Das Drama des Sehens: Auge, Blick und Buhnenform.
Gil, Daniel Juan
Ulrike Hass. Das Drama des Sehens: Auge, Blick und Buhnenform.
Munich: Wilhelm Fink Verlag, 2005. 406 pp. illus. bibl.
[euro]48.90. ISBN: 3-7705-3978-8.
In her dense and often suggestive study, Das Drama des Sehens:
Auge, Blick and Buhnenform, Ulrike Hass traces a connection between
historically variable structures of perception and the physical
structures of theaters in Europe from classical antiquity to the
eighteenth century. Her methodological approach is to begin with a
detailed theoretical account of historical changes in visual perception
and then to use this account to bring to light a Buhnenform, or
structure of theater, that she calls the "unknown variable" of
her study. In the first half of her book, therefore, Hass develops a
sophisticated and idiosyncratic theoretical account of structures of
visual perception and in the second half she applies that account to a
series of architectural case studies of planned, and actually existing,
theaters. Hass's broadest theoretical claim is that a
culture's most basic modes of perceiving and understanding the
world on the one hand, and the structures of a culture's theater on
the other, are so intimately linked that they in fact constitute two
sides of the same coin. Hass's goal in this book is to document the
history of the interconnection of visual perception and theater history
in Europe.
Hass develops her theoretical account of a historically variable
structure of perception by means of two, somewhat difficult, terms of
art that appear in her title, Blick (view) and Auge (eye), which she
uses to refer to basic styles or modes of seeing. While Hass says that
she cannot offer any straightforward definitions of these terms, she
associates the notion of Blick with a subjective point-of-view that
defines a background and a foreground, and focuses on a small number of
highly individualized objects in the foreground. By contrast, Hass
associates the notion of Auge with a free-floating perception of a whole
world of objects that are all equally engaging and simultaneously
present to the observer. Hass suggests that the mode of Blick is
recognized and theorized in Italian Renaissance investigations of
perspective and the illusion of depth in paintings, notably including
the famous discussions of this issue by Alberti and Brunelleschi.

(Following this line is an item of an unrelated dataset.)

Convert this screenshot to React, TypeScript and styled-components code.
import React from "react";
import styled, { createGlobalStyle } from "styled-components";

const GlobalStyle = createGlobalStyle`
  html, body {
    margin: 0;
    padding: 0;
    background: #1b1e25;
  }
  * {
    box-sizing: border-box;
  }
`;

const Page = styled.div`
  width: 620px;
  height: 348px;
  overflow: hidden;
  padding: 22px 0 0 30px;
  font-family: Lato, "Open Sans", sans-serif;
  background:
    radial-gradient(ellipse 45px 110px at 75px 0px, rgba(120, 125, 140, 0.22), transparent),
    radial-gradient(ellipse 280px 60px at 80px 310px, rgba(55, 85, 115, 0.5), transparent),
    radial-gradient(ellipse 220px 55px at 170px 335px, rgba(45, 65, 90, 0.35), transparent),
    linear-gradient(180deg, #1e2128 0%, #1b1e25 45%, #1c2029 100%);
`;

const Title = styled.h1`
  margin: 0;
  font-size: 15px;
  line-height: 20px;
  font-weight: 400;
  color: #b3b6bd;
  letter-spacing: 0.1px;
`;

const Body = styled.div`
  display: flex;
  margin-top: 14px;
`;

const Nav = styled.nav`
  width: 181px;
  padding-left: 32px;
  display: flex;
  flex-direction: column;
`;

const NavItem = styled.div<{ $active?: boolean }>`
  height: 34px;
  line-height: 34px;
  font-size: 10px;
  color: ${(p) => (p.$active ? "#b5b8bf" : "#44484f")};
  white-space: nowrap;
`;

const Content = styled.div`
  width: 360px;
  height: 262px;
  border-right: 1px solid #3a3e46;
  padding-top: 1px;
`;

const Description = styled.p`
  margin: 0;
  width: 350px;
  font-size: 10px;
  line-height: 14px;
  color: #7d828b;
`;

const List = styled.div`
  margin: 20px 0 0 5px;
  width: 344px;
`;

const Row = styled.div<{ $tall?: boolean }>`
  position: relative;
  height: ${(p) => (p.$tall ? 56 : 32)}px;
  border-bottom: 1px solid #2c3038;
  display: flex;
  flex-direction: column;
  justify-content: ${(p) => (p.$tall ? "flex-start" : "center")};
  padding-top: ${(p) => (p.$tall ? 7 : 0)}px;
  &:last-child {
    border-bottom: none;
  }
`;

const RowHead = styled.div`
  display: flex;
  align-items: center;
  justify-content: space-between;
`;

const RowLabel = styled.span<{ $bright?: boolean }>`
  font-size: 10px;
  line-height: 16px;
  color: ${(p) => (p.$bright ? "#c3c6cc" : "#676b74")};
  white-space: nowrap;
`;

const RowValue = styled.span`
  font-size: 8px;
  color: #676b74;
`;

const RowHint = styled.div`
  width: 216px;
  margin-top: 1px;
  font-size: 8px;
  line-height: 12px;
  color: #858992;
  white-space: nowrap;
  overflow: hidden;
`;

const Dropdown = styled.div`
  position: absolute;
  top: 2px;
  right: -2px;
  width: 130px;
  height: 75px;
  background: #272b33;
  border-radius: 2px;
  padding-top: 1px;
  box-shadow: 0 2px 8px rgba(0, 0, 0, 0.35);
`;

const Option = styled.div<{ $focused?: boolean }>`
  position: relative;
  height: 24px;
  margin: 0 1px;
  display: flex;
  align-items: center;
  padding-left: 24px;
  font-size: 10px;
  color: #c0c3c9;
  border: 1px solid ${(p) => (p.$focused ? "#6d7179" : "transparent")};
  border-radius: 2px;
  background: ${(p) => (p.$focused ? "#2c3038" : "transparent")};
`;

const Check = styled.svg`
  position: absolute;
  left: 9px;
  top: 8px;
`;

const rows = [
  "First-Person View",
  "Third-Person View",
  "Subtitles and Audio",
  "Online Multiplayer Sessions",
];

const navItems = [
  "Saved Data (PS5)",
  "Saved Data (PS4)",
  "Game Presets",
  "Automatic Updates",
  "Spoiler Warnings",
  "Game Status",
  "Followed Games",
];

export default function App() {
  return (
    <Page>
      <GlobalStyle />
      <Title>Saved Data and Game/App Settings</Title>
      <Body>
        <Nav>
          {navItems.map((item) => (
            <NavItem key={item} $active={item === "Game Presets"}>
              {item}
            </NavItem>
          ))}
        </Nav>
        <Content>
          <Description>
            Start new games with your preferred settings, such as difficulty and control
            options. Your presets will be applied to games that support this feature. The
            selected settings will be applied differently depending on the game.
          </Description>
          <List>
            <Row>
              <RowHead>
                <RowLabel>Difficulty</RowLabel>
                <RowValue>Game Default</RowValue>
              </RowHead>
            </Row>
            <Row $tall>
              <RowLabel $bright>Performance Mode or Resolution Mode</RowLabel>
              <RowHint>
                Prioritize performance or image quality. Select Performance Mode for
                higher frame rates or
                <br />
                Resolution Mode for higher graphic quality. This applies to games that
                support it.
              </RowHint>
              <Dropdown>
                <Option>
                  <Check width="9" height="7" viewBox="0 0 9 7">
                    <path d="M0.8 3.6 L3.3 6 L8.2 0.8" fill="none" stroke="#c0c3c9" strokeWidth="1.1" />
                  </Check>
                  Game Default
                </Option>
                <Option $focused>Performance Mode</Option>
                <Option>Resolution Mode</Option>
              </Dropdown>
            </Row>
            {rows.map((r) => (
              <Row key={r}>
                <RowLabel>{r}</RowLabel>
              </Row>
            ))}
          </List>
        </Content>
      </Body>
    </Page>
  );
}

According to Hass, the theoretical recognition of the more free-floating
perceptual mode of the Auge is a byproduct of the discovery of the human
retina, which early modern anatomists thought of as a kind of passive
mirror reflecting all objects in the field of vision without privileging
any.
Having defined these two modes or styles of perception, Hass does
not posit any simple historical transition from one to the other.
Rather, she insists on a complex and subtle dialectic in which these two
modes of perception support and complicate each other. For Hass, it is
this dialectic that accounts for much of the history of perception that
she tries to bring to light. Though Hass's account is sometimes
difficult to follow, it is immensely suggestive in inviting us to
imagine historical change in basic patterns of visual perception that
typically feel spontaneous, natural, and universally human.

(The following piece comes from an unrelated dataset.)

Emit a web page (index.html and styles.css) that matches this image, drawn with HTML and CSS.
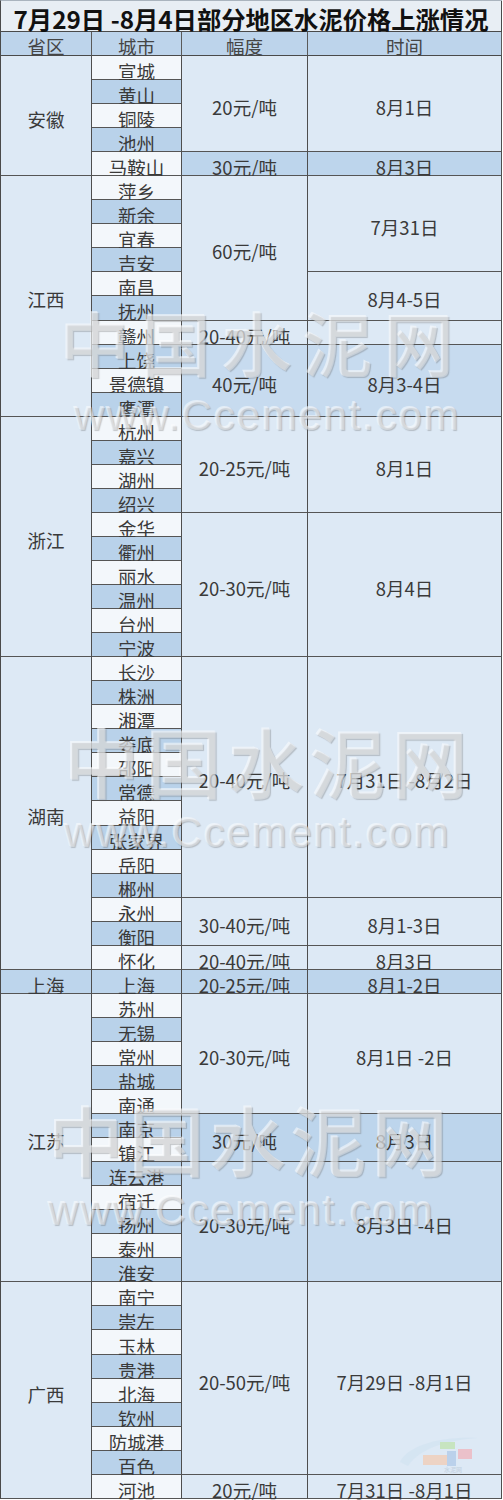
FILE: index.html
```html
<!DOCTYPE html>
<html lang="zh-CN">
<head>
<meta charset="utf-8">
<title>7月29日-8月4日部分地区水泥价格上涨情况</title>
<link rel="stylesheet" href="styles.css">
</head>
<body>
<div class="sheet">
  <div class="grid">
    <div class="title">7月29日 -8月4日部分地区水泥价格上涨情况</div>
    <div class="hd k1">省区</div><div class="hd k2">城市</div><div class="hd k3">幅度</div><div class="hd k4">时间</div>

    <!-- 安徽 -->
    <div class="cell k1 r5 bg">安徽</div>
    <div class="cell k2 lt">宣城</div>
    <div class="cell k3 r4 bg">20元/吨</div>
    <div class="cell k4 r4 bg">8月1日</div>
    <div class="cell k2 dk">黄山</div>
    <div class="cell k2 lt">铜陵</div>
    <div class="cell k2 dk">池州</div>
    <div class="cell k2 lt">马鞍山</div>
    <div class="cell k3 hi">30元/吨</div>
    <div class="cell k4 hi">8月3日</div>

    <!-- 江西 -->
    <div class="cell k1 r10 bg">江西</div>
    <div class="cell k2 lt">萍乡</div>
    <div class="cell k3 r6 bg">60元/吨</div>
    <div class="cell k4 r4 bg">7月31日</div>
    <div class="cell k2 dk">新余</div>
    <div class="cell k2 lt">宜春</div>
    <div class="cell k2 dk">吉安</div>
    <div class="cell k2 lt">南昌</div>
    <div class="cell k4 r2 bg">8月4-5日</div>
    <div class="cell k2 dk">抚州</div>
    <div class="cell k2 lt">赣州</div>
    <div class="cell k3 bg">20-40元/吨</div>
    <div class="cell k4 bg"></div>
    <div class="cell k2 dk">上饶</div>
    <div class="cell k3 r3 md">40元/吨</div>
    <div class="cell k4 r3 md">8月3-4日</div>
    <div class="cell k2 lt">景德镇</div>
    <div class="cell k2 dk">鹰潭</div>

    <!-- 浙江 -->
    <div class="cell k1 r10 bg">浙江</div>
    <div class="cell k2 lt">杭州</div>
    <div class="cell k3 r4 bg">20-25元/吨</div>
    <div class="cell k4 r4 bg">8月1日</div>
    <div class="cell k2 dk">嘉兴</div>
    <div class="cell k2 lt">湖州</div>
    <div class="cell k2 dk">绍兴</div>
    <div class="cell k2 lt">金华</div>
    <div class="cell k3 r6 bg">20-30元/吨</div>
    <div class="cell k4 r6 bg">8月4日</div>
    <div class="cell k2 dk">衢州</div>
    <div class="cell k2 lt">丽水</div>
    <div class="cell k2 dk">温州</div>
    <div class="cell k2 lt">台州</div>
    <div class="cell k2 dk">宁波</div>

    <!-- 湖南 -->
    <div class="cell k1 r13 bg">湖南</div>
    <div class="cell k2 lt">长沙</div>
    <div class="cell k3 r10 bg">20-40元/吨</div>
    <div class="cell k4 r10 bg">7月31日 -8月2日</div>
    <div class="cell k2 dk">株洲</div>
    <div class="cell k2 lt">湘潭</div>
    <div class="cell k2 dk">娄底</div>
    <div class="cell k2 lt">邵阳</div>
    <div class="cell k2 dk">常德</div>
    <div class="cell k2 lt">益阳</div>
    <div class="cell k2 dk">张家界</div>
    <div class="cell k2 lt">岳阳</div>
    <div class="cell k2 dk">郴州</div>
    <div class="cell k2 lt">永州</div>
    <div class="cell k3 r2 bg">30-40元/吨</div>
    <div class="cell k4 r2 bg">8月1-3日</div>
    <div class="cell k2 dk">衡阳</div>
    <div class="cell k2 lt">怀化</div>
    <div class="cell k3 bg">20-40元/吨</div>
    <div class="cell k4 bg">8月3日</div>

    <!-- 上海 -->
    <div class="cell k1 hi">上海</div>
    <div class="cell k2 hi">上海</div>
    <div class="cell k3 hi">20-25元/吨</div>
    <div class="cell k4 hi">8月1-2日</div>

    <!-- 江苏 -->
    <div class="cell k1 r12 bg">江苏</div>
    <div class="cell k2 lt">苏州</div>
    <div class="cell k3 r5 bg">20-30元/吨</div>
    <div class="cell k4 r5 bg">8月1日 -2日</div>
    <div class="cell k2 dk">无锡</div>
    <div class="cell k2 lt">常州</div>
    <div class="cell k2 dk">盐城</div>
    <div class="cell k2 lt">南通</div>
    <div class="cell k2 dk">南京</div>
    <div class="cell k3 r2 hi">30元/吨</div>
    <div class="cell k4 r2 hi">8月3日</div>
    <div class="cell k2 lt">镇江</div>
    <div class="cell k2 dk">连云港</div>
    <div class="cell k3 r5 md">20-30元/吨</div>
    <div class="cell k4 r5 md">8月3日 -4日</div>
    <div class="cell k2 lt">宿迁</div>
    <div class="cell k2 dk">扬州</div>
    <div class="cell k2 lt">泰州</div>
    <div class="cell k2 dk">淮安</div>

    <!-- 广西 -->
    <div class="cell k1 r9 bg">广西</div>
    <div class="cell k2 lt">南宁</div>
    <div class="cell k3 r8 bg">20-50元/吨</div>
    <div class="cell k4 r8 bg">7月29日 -8月1日</div>
    <div class="cell k2 dk">崇左</div>
    <div class="cell k2 lt">玉林</div>
    <div class="cell k2 dk">贵港</div>
    <div class="cell k2 lt">北海</div>
    <div class="cell k2 dk">钦州</div>
    <div class="cell k2 lt">防城港</div>
    <div class="cell k2 dk">百色</div>
    <div class="cell k2 lt">河池</div>
    <div class="cell k3 bg">20元/吨</div>
    <div class="cell k4 bg">7月31日 -8月1日</div>
  </div>

  <div class="wm wm1"><div class="wm-cn">中国水泥网</div><div class="wm-en">www.Ccement.com</div></div>
  <div class="wm wm2"><div class="wm-cn">中国水泥网</div><div class="wm-en">www.Ccement.com</div></div>
  <div class="wm wm3"><div class="wm-cn">中国水泥网</div><div class="wm-en">www.Ccement.com</div></div>

  <div class="logo">
    <svg width="82" height="48" viewBox="0 0 82 48">
      <path d="M2 30 C 10 14, 40 4, 80 6 C 50 8, 22 16, 10 34 Z" fill="#d3e4f2"/>
      <rect x="42" y="10" width="15" height="7" fill="#bfe2ab"/>
      <rect x="60" y="17" width="14" height="10" fill="#f2b1b9"/>
      <rect x="25" y="23" width="24" height="10" fill="#f5cbb0"/>
      <rect x="49" y="19" width="9" height="15" fill="#aec8e8"/>
    </svg>
    <span class="logo-txt">水泥网</span>
  </div>
</div>
</body>
</html>
```

FILE: styles.css
```css
* { box-sizing: border-box; }

body {
  margin: 0;
  background: #ffffff;
  font-family: "Noto Sans CJK SC", "Noto Sans", sans-serif;
}

.sheet {
  position: relative;
  width: 503px;
  height: 1500px;
}

.grid {
  display: grid;
  grid-template-columns: 91px 90px 126px 194px;
  grid-template-rows: 31px 24px;
  grid-auto-rows: 24.05px;
  width: 502px;
  border-left: 1px solid #4a4a4a;
  border-top: 1px solid #aab4be;
}

.title {
  grid-column: 1 / -1;
  display: flex;
  align-items: center;
  justify-content: center;
  padding-top: 5px;
  background: #e8eef4;
  border-right: 1px solid #4a4a4a;
  border-bottom: 1px solid #4a4a4a;
  font-size: 24.3px;
  font-weight: 700;
  line-height: 24px;
  color: #111111;
  white-space: nowrap;
}

.hd {
  display: flex;
  align-items: center;
  justify-content: center;
  padding-top: 4px;
  background: #bdd4eb;
  border-right: 1px solid #5a5a5a;
  border-bottom: 1px solid #4a4a4a;
  font-size: 18.5px;
  line-height: 18px;
  color: #454545;
}

.cell {
  display: flex;
  align-items: center;
  justify-content: center;
  padding-top: 7px;
  border-right: 1px solid #4e4e4e;
  border-bottom: 1px solid #555555;
  font-size: 18.5px;
  line-height: 16px;
  color: #3a3a3a;
  white-space: nowrap;
}

.k1 { grid-column: 1; }
.k2 { grid-column: 2; }
.k3 { grid-column: 3; }
.k4 { grid-column: 4; }

.r2 { grid-row: span 2; }
.r3 { grid-row: span 3; }
.r4 { grid-row: span 4; }
.r5 { grid-row: span 5; }
.r6 { grid-row: span 6; }
.r8 { grid-row: span 8; }
.r9 { grid-row: span 9; }
.r10 { grid-row: span 10; }
.r12 { grid-row: span 12; }
.r13 { grid-row: span 13; }

.bg { background: #dde9f5; }
.lt { background: #f3f7fb; }
.dk { background: #b9d2ea; }
.hi { background: #bdd5ec; }
.md { background: #c7dbef; }

/* watermark overlay */
.wm {
  position: absolute;
  pointer-events: none;
  display: flex;
  flex-direction: column;
}

.wm-cn,
.wm-en {
  color: rgba(244, 246, 249, 0.42);
  text-shadow: 1px 1px 1px rgba(95, 95, 95, 0.32), -1px -1px 0 rgba(255, 255, 255, 0.5);
  white-space: nowrap;
  line-height: 1;
}

.wm-cn {
  font-family: "Noto Sans CJK SC", sans-serif;
  font-weight: 500;
  font-size: 70px;
  letter-spacing: 11px;
}

.wm-en {
  font-family: "Liberation Sans", Arial, sans-serif;
  font-size: 42px;
  letter-spacing: 1.8px;
  margin-top: 16px;
}

.wm1 { left: 60px; top: 307px; }
.wm1 .wm-en { margin-left: 14px; margin-top: 18px; }
.wm2 { left: 64px; top: 722px; }
.wm2 .wm-cn { font-size: 76px; letter-spacing: 6px; }
.wm2 .wm-en { margin-left: 0; margin-top: 14px; }
.wm3 { left: 48px; top: 1100px; }
.wm3 .wm-cn { font-size: 76px; letter-spacing: 5px; }
.wm3 .wm-en { margin-left: 0; margin-top: 14px; }

.logo {
  position: absolute;
  left: 398px;
  top: 1432px;
  width: 82px;
  height: 48px;
  opacity: 0.7;
}

.logo svg { display: block; }

.logo-txt {
  position: absolute;
  left: 46px;
  top: 35px;
  font-size: 6px;
  line-height: 1;
  color: #b7c7d6;
}
```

In the second half of the book Hass offers a survey of the theory
and practice of theater-construction from Vitruvius in the first century
BCE to Pozzo at the beginning of the eighteenth century. In these
chapters, Hass reconstructs the vital role that commitments to theories
of perception and sight played in the design of theaters and stages. One
of the real pleasures of Hass's book are the sixty-eight
beautifully reproduced images of theater and stage designs that provide
telling evidence of the ways in which theater architects aimed to
harness the geometries of perception and perspective as they understood
them. Though Hass's account of theater history is characterized by
a proliferation of historical narratives, it is nevertheless possible to
detect a central argument. Drawing on some speculative reconstructions
of ancient Greek and Roman theater, Hass suggests that the aural or
vocal dimension was still central to this ritualistic theater since it
treated the human voice more as a rhythmic instrument for forging
collective community than as a mode of communication. Hass argues that
in late antiquity this aural dimension in theater was gradually lost as
more and more emphasis was placed on visual spectacle. (Hass makes the
interesting side argument that the rise of opera is a late byproduct of
this transition, and that it preserves the centrality of the aural
dimension.) Within the ensuing visual era of the theater--essentially
the era of theatrical modernity--Hass sees a gradual shift from an
emphasis on fully-situated spectacles that integrate drama with the
specific place in which a theater is located (for example, a town
square) to an emphasis on the theater as a relatively autonomous space
that can reflect a whole world from nowhere.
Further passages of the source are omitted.